Radford Park opened in 1983: it was formed from a combination of the landfill site from land left over from a housing development together with - as a later addition - from former grazing land. Its transformation from dereliction to country park was in large part due to the dedication and leadership of one man, a parish councillor, the late Archie Derry.
Radford Park takes its name from Rat-ford (Red-ford), where the old London Road crosses the Southern Wey: the Park follows both sides of the river-valley upstream for about half-a-mile.
From the early 1600’s, most of valley of the Wey was occupied by a uniquely complex system of watermeadows, remains of which are still visible in the Park; the Hooke family, local ironmasters who built their Tudor mansion at nearby Bramshott Place, were instrumental in establishing these watermeadows.
Watermeadows offered a system of drainage and irrigation (and fertilisation) of potentially highly-productive land, where late-winter grazing and multiple summer hay-crops helped to kick-start an agricultural revolution. The system continued working into the 20th century when the manpower losses of the First World War and the increasing mechanisation of British agriculture and introduction of artificial fertilizer made them uneconomic.
The smaller map reconstructs the layout of the Radford watermeadows: it shows how water was taken out of the river at sluices; distributed, exploiting the fall of the river ad contours of the valley by a hierarchy of manmade channels (“carriers”) onto the meadow grassland using stone controls (“hatches”) to direct the water, and then drained quickly away back into the river.
The route of the river through the section of the Park nearest to the London Road was changed in the 1960’s when the landfill took place: significant parts of the watermeadow layout were lost then, although visible fragments remain on the north (Bramshott Place) side as well as further upstream beyond the landfill.

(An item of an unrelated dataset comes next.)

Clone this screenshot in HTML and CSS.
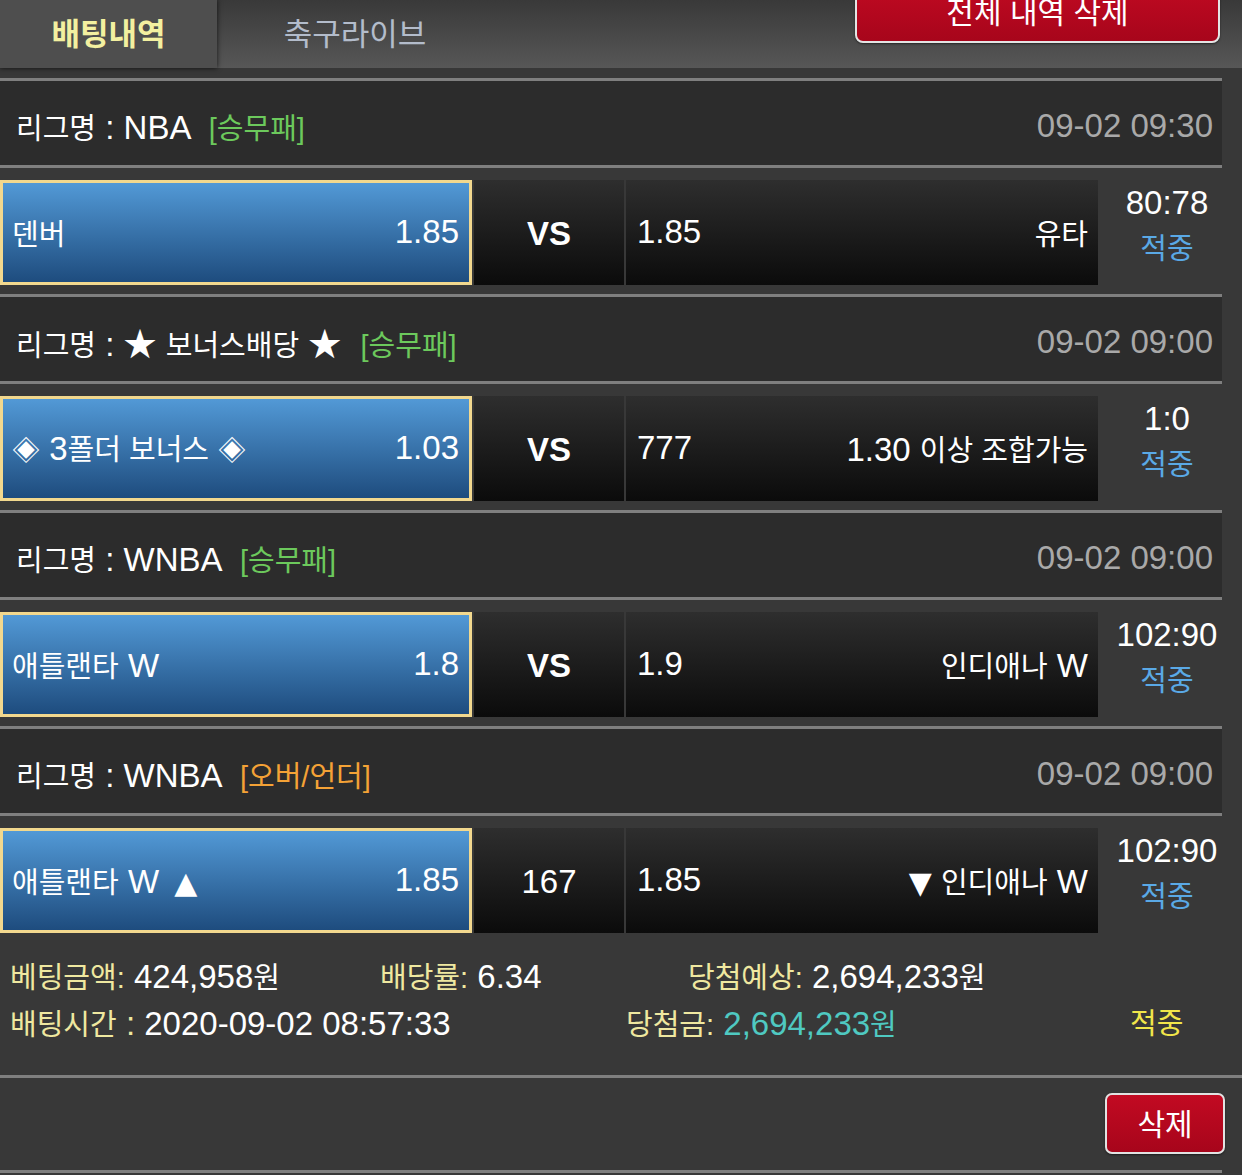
FILE: index.html
```html
<!DOCTYPE html>
<html lang="ko">
<head>
<meta charset="utf-8">
<title>배팅내역</title>
<link rel="stylesheet" href="styles.css">
</head>
<body>
<header class="topbar">
  <div class="tab active">배팅내역</div>
  <div class="tab live">축구라이브</div>
  <button class="btn-all">전체 내역 삭제</button>
</header>

<main class="list">
  <section class="game">
    <div class="league">
      <span class="lname"><span class="k">리그명</span> : NBA <span class="type green"><span class="k">[승무패]</span></span></span>
      <span class="date">09-02 09:30</span>
    </div>
    <div class="match">
      <div class="home"><span class="k">덴버</span><span>1.85</span></div>
      <div class="mid vs">VS</div>
      <div class="away"><span>1.85</span><span class="k">유타</span></div>
      <div class="result"><div>80:78</div><div class="hit k">적중</div></div>
    </div>
  </section>

  <section class="game">
    <div class="league">
      <span class="lname"><span class="k">리그명</span> : ★ <span class="k">보너스배당</span> ★ <span class="type green"><span class="k">[승무패]</span></span></span>
      <span class="date">09-02 09:00</span>
    </div>
    <div class="match">
      <div class="home"><span><span class="dia">◈</span> 3<span class="k">폴더 보너스</span> <span class="dia">◈</span></span><span>1.03</span></div>
      <div class="mid vs">VS</div>
      <div class="away"><span>777</span><span>1.30 <span class="k">이상 조합가능</span></span></div>
      <div class="result"><div>1:0</div><div class="hit k">적중</div></div>
    </div>
  </section>

  <section class="game">
    <div class="league">
      <span class="lname"><span class="k">리그명</span> : WNBA <span class="type green"><span class="k">[승무패]</span></span></span>
      <span class="date">09-02 09:00</span>
    </div>
    <div class="match">
      <div class="home"><span><span class="k">애틀랜타</span> W</span><span>1.8</span></div>
      <div class="mid vs">VS</div>
      <div class="away"><span>1.9</span><span><span class="k">인디애나</span> W</span></div>
      <div class="result"><div>102:90</div><div class="hit k">적중</div></div>
    </div>
  </section>

  <section class="game">
    <div class="league">
      <span class="lname"><span class="k">리그명</span> : WNBA <span class="type orange"><span class="k">[오버/언더]</span></span></span>
      <span class="date">09-02 09:00</span>
    </div>
    <div class="match">
      <div class="home"><span><span class="k">애틀랜타</span> W <span class="tri up">▲</span></span><span>1.85</span></div>
      <div class="mid">167</div>
      <div class="away"><span>1.85</span><span><span class="tri">▼</span> <span class="k">인디애나</span> W</span></div>
      <div class="result"><div>102:90</div><div class="hit k">적중</div></div>
    </div>
  </section>
</main>

<div class="summary">
  <div class="srow">
    <span class="cell c1"><span class="lbl k">베팅금액:</span> 424,958<span class="k">원</span></span>
    <span class="cell c2"><span class="lbl k">배당률:</span> 6.34</span>
    <span class="cell"><span class="lbl k">당첨예상:</span> 2,694,233<span class="k">원</span></span>
  </div>
  <div class="srow">
    <span class="cell d1"><span class="lbl"><span class="k">배팅시간</span> :</span> 2020-09-02 08:57:33</span>
    <span class="cell d2"><span class="lbl k">당첨금:</span> <span class="win">2,694,233<span class="k">원</span></span></span>
    <span class="cell final k">적중</span>
  </div>
</div>

<div class="actions">
  <button class="btn-del">삭제</button>
</div>
<div class="endline"></div>
</body>
</html>
```

FILE: styles.css
```css
* {
  box-sizing: border-box;
}

body {
  margin: 0;
  width: 1242px;
  height: 1175px;
  overflow: hidden;
  background: #383838;
  color: #ffffff;
  font-family: "Liberation Sans", "Noto Sans CJK KR", sans-serif;
  font-size: 33px;
}

.k {
  font-size: 29px;
}

.dia {
  font-family: "Noto Sans CJK KR", sans-serif;
  font-size: 28px;
}

.tri {
  font-family: "DejaVu Sans", sans-serif;
  font-size: 30px;
}

.tri.up {
  margin-left: 6px;
}

/* top bar */
.topbar {
  display: flex;
  height: 68px;
  background: linear-gradient(#393939, #575757);
}

.tab {
  height: 68px;
  display: flex;
  align-items: center;
  justify-content: center;
  padding-bottom: 6px;
  font-size: 31px;
  color: #b3bccb;
}

.tab.active {
  width: 217px;
  background: #4e4e4e;
  box-shadow: 0 0 5px rgba(0, 0, 0, 0.75);
  color: #f3f0a0;
  font-weight: bold;
}

.tab.live {
  width: 276px;
}

.btn-all {
  margin-left: auto;
  margin-right: 22px;
  margin-top: -20px;
  width: 365px;
  height: 63px;
  border: 2px solid #e4e4e4;
  border-radius: 8px;
  background: linear-gradient(#c20a22, #a7051b);
  color: #ffffff;
  font-family: inherit;
  font-size: 30px;
  padding: 0 0 4px;
  box-shadow: 0 1px 2px rgba(0, 0, 0, 0.5);
}

/* list */
.list {
  width: 1222px;
  margin-top: 10px;
}

.league {
  display: flex;
  justify-content: space-between;
  align-items: center;
  height: 90px;
  padding: 6px 9px 0 16px;
  background: #2c2c2c;
  border-top: 3px solid #7f7f7f;
  border-bottom: 3px solid #7f7f7f;
}

.type {
  margin-left: 10px;
}

.green {
  color: #6cc95c;
}

.orange {
  color: #f4a236;
}

.date {
  color: #a9a9a9;
}

.match {
  display: flex;
  align-items: flex-start;
  height: 126px;
  padding-top: 12px;
}

.home {
  width: 472px;
  height: 105px;
  border: 3px solid #f2d88e;
  background: linear-gradient(#5299d6, #1e4c7e);
  display: flex;
  justify-content: space-between;
  align-items: center;
  padding: 0 10px 2px 9px;
}

.mid {
  width: 150px;
  height: 105px;
  margin-left: 2px;
  background: linear-gradient(#2e2e2e, #0b0b0b);
  display: flex;
  align-items: center;
  justify-content: center;
  padding-top: 2px;
}

.mid.vs {
  font-weight: bold;
}

.away {
  width: 472px;
  height: 105px;
  margin-left: 2px;
  background: linear-gradient(#2e2e2e, #0b0b0b);
  display: flex;
  justify-content: space-between;
  align-items: center;
  padding: 0 10px 2px 11px;
}

.result {
  width: 124px;
  padding: 0 0 0 14px;
  line-height: 46px;
  text-align: center;
}

.hit {
  color: #5aa9e6;
}

/* summary */
.summary {
  height: 133px;
  padding: 12px 0 0 10px;
  line-height: 46px;
}

.srow {
  display: flex;
}

.cell {
  white-space: nowrap;
}

.c1 {
  width: 370px;
}

.c2 {
  width: 308px;
}

.d1 {
  width: 616px;
}

.d2 {
  width: 504px;
}

.lbl {
  color: #efe8a0;
}

.win {
  color: #4fc9c1;
}

.final {
  color: #f1e64a;
}

.actions {
  height: 95px;
  border-top: 3px solid #7f7f7f;
  display: flex;
  justify-content: flex-end;
  align-items: flex-start;
  padding: 15px 17px 0 0;
}

.btn-del {
  width: 120px;
  height: 61px;
  border: 2px solid #e2e2e2;
  border-radius: 7px;
  background: linear-gradient(#c20a22, #a7051b);
  color: #ffffff;
  font-family: inherit;
  font-size: 30px;
  padding: 0 0 4px;
  box-shadow: 0 1px 2px rgba(0, 0, 0, 0.5);
}

.endline {
  width: 1222px;
  border-top: 3px solid #7f7f7f;
}
```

Today, the Park also offers circular routes for walkers, wildlife ponds and managed woodland: the dominant tree of the wetter areas is the alder – this is managed by ‘coppicing’, where individual trees are cut down (on perhaps a 15-year cycle, sometimes longer) and new stems regrow from the coppiced stools, some of which are 100 years old or more; this environment also provides a habitat for wildlife (invertebrates and insects, water creatures and amphibians, small mammals and birds), and plants ranging from ones that grow in water to those preferring our usual local poor sandy soil.